Edge beds with a 4-inch strip of crushed granite. The contrasting texture signals garden boundaries to visually impaired visitors long before canes or wheels meet foliage.
Seating Nooks Created by Perennials
Let two grasses grow slightly inward. A 30-inch gap between mature clumps forms a natural alcove just wide enough for a folding stool, inviting pauses without formal furniture.
Underplant with low thymes that tolerate occasional compression. The fragrant carpet cushions feet and releases scent when someone turns to exit the pocket.
Seasonal Rotation Without Replanting
Interplant early bulbs among late-sleeping perennials. Crocus and species tulips finish before hostas unfurl, giving two seasons of display from the same square foot.

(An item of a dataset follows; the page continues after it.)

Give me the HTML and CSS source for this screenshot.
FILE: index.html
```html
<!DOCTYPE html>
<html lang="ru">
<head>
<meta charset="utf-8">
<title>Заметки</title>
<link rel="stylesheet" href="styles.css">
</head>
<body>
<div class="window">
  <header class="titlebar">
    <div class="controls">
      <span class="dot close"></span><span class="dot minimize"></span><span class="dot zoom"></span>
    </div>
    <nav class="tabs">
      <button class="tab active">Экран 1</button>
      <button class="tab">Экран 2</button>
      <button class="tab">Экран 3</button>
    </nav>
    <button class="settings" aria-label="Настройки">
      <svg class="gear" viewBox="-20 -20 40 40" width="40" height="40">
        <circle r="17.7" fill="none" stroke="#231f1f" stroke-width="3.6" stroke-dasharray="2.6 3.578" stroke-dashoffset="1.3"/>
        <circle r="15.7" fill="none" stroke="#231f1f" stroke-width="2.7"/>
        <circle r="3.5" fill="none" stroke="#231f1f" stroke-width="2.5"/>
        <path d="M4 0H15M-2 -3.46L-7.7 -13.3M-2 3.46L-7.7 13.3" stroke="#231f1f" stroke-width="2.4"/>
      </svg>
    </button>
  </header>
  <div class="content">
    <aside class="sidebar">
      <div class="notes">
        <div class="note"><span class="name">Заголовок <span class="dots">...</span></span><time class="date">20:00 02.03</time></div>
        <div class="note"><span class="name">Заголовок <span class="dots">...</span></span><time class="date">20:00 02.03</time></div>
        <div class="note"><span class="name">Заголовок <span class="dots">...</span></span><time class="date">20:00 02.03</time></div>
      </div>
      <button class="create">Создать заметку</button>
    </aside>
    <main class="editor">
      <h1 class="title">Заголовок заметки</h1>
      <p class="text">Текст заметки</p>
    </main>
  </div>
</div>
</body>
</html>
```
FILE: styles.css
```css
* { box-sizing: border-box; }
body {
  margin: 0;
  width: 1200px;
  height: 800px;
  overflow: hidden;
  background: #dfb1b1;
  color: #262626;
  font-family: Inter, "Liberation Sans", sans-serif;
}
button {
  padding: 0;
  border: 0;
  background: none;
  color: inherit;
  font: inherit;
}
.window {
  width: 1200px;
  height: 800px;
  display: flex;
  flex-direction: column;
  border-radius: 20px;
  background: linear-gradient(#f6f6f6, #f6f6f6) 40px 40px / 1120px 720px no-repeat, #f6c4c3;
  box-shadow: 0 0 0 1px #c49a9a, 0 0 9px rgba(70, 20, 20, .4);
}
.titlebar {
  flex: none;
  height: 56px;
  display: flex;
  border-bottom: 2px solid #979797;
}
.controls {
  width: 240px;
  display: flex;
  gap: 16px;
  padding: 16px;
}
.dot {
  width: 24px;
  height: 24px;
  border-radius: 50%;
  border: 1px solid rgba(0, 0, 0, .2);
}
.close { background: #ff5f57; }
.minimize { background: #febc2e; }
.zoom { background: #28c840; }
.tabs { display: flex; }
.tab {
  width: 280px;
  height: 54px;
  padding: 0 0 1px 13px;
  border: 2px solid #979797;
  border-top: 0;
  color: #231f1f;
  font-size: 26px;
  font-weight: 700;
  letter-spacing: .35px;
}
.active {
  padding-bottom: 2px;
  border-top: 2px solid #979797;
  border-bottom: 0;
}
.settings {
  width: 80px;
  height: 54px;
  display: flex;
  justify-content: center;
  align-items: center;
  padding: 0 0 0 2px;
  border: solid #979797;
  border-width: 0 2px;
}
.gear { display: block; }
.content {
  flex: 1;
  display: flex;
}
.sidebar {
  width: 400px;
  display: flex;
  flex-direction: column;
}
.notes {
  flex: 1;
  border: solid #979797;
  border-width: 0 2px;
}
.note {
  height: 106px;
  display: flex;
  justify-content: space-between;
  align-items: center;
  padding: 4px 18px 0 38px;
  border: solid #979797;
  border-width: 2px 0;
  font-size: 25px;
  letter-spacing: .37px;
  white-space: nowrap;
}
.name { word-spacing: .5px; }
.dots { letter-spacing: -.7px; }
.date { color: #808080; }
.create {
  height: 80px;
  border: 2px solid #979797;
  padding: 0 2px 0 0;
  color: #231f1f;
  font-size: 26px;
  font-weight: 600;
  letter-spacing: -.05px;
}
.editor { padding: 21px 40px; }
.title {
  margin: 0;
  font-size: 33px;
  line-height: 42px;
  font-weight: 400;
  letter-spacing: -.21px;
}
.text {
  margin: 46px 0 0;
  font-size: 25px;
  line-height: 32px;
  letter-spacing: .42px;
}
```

Use deciduous grasses that disappear in winter. Their absence opens sightlines for snow-shadow patterns cast by low sun, turning the labyrinth into a monochrome mandala.
Add one movable pot of annuals at the center. Swap it from spring violas to summer canna to fall chrysanthemum, refreshing the focal point without disturbing permanent roots.
Winter Interest Through Stem and Seed
Leave upright sedum and Joe Pye weed unpruned. Hoarfrost transforms their skeletons into glittering obelisks that catch dawn light, rewarding sunrise walkers.
Spray seed heads of grasses with diluted hairspray. The light coating prevents shattering in harsh winds yet keeps translucent panicles intact for months of sculptural effect.
Recording and Evolving the Design
Photograph each quadrant from the same spot on the first of every month. A year-long contact sheet reveals which perennials vanish or clash, guiding precise edits without guesswork.
Embed a stainless steel tag at the base of every fifth plant. Laser-etch the cultivar and planting date so future caretakers understand the original intent even after labels fade.
Keep a cloud-based map updated with bulb depths and spread radius. When volunteers arrive to weed, they avoid slicing dormant corms or disturbing slow-to-emerge crowns.
Perennials in a labyrinth are more than ornament; they are co-authors of an unfolding story. Choose them for endurance, scent, silhouette, and memory, then let time edit the manuscript under your gentle hand.